#### [STATED TASK]
Do not include the pictures; repeat the rest of the data exactly.

Pages as source code:
──────────

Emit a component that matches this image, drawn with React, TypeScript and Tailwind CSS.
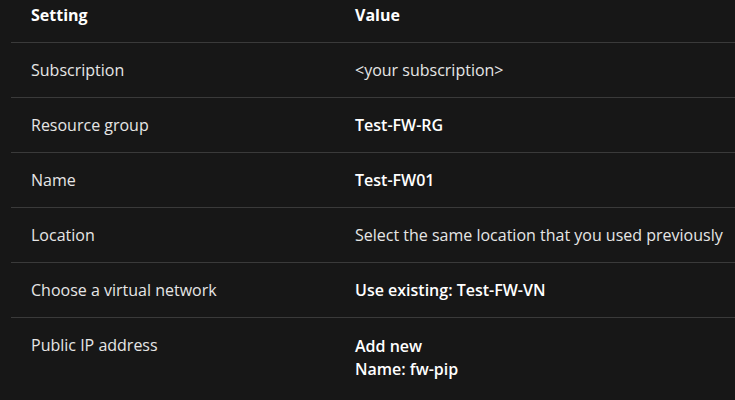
const rows: { label: string; value: string[]; bold: boolean }[] = [
  { label: 'Subscription', value: ['<your subscription>'], bold: false },
  { label: 'Resource group', value: ['Test-FW-RG'], bold: true },
  { label: 'Name', value: ['Test-FW01'], bold: true },
  { label: 'Location', value: ['Select the same location that you used previously'], bold: false },
  { label: 'Choose a virtual network', value: ['Use existing: Test-FW-VN'], bold: true },
  { label: 'Public IP address', value: ['Add new', 'Name: fw-pip'], bold: true },
]

export default function App() {
  return (
    <div className="h-[400px] w-[735px] overflow-hidden bg-[#171717] pl-[11px] text-[16px] leading-[21px] text-[#e6e6e6] [font-family:'Open_Sans',sans-serif]">
      <div className="flex h-[42px] pt-[5px] font-bold text-white">
        <div className="w-[324px] pl-5">Setting</div>
        <div className="pl-5">Value</div>
      </div>
      {rows.map((r) => (
        <div key={r.label} className="flex border-t border-[#3a3a3a] pt-[17px] pb-[16px]">
          <div className="w-[324px] shrink-0 pl-5">{r.label}</div>
          <div className={r.bold ? 'pl-5 font-semibold text-white' : 'pl-5'}>
            {r.value.map((v) => (
              <div key={v} className={r.value.length > 1 ? '-mt-[1px] leading-[24px]' : ''}>{v}</div>
            ))}
          </div>
        </div>
      ))}
    </div>
  )
}
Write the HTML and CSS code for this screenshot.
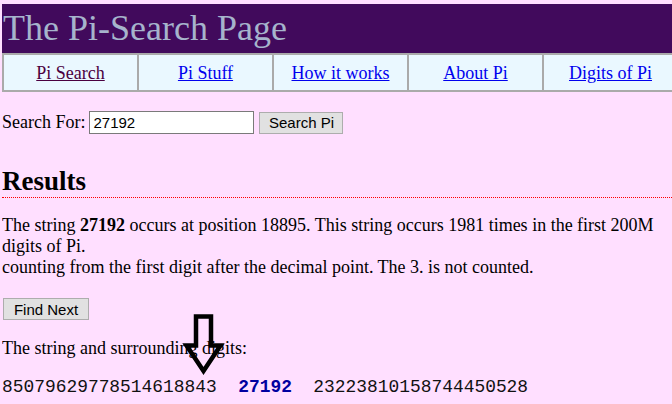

──────────

#### [THE REPLY]
Emit a component that matches this image, drawn with React, TypeScript and Tailwind CSS.
const rows: { label: string; value: string[]; bold: boolean }[] = [
  { label: 'Subscription', value: ['<your subscription>'], bold: false },
  { label: 'Resource group', value: ['Test-FW-RG'], bold: true },
  { label: 'Name', value: ['Test-FW01'], bold: true },
  { label: 'Location', value: ['Select the same location that you used previously'], bold: false },
  { label: 'Choose a virtual network', value: ['Use existing: Test-FW-VN'], bold: true },
  { label: 'Public IP address', value: ['Add new', 'Name: fw-pip'], bold: true },
]

export default function App() {
  return (
    <div className="h-[400px] w-[735px] overflow-hidden bg-[#171717] pl-[11px] text-[16px] leading-[21px] text-[#e6e6e6] [font-family:'Open_Sans',sans-serif]">
      <div className="flex h-[42px] pt-[5px] font-bold text-white">
        <div className="w-[324px] pl-5">Setting</div>
        <div className="pl-5">Value</div>
      </div>
      {rows.map((r) => (
        <div key={r.label} className="flex border-t border-[#3a3a3a] pt-[17px] pb-[16px]">
          <div className="w-[324px] shrink-0 pl-5">{r.label}</div>
          <div className={r.bold ? 'pl-5 font-semibold text-white' : 'pl-5'}>
            {r.value.map((v) => (
              <div key={v} className={r.value.length > 1 ? '-mt-[1px] leading-[24px]' : ''}>{v}</div>
            ))}
          </div>
        </div>
      ))}
    </div>
  )
}
Write the HTML and CSS code for this screenshot.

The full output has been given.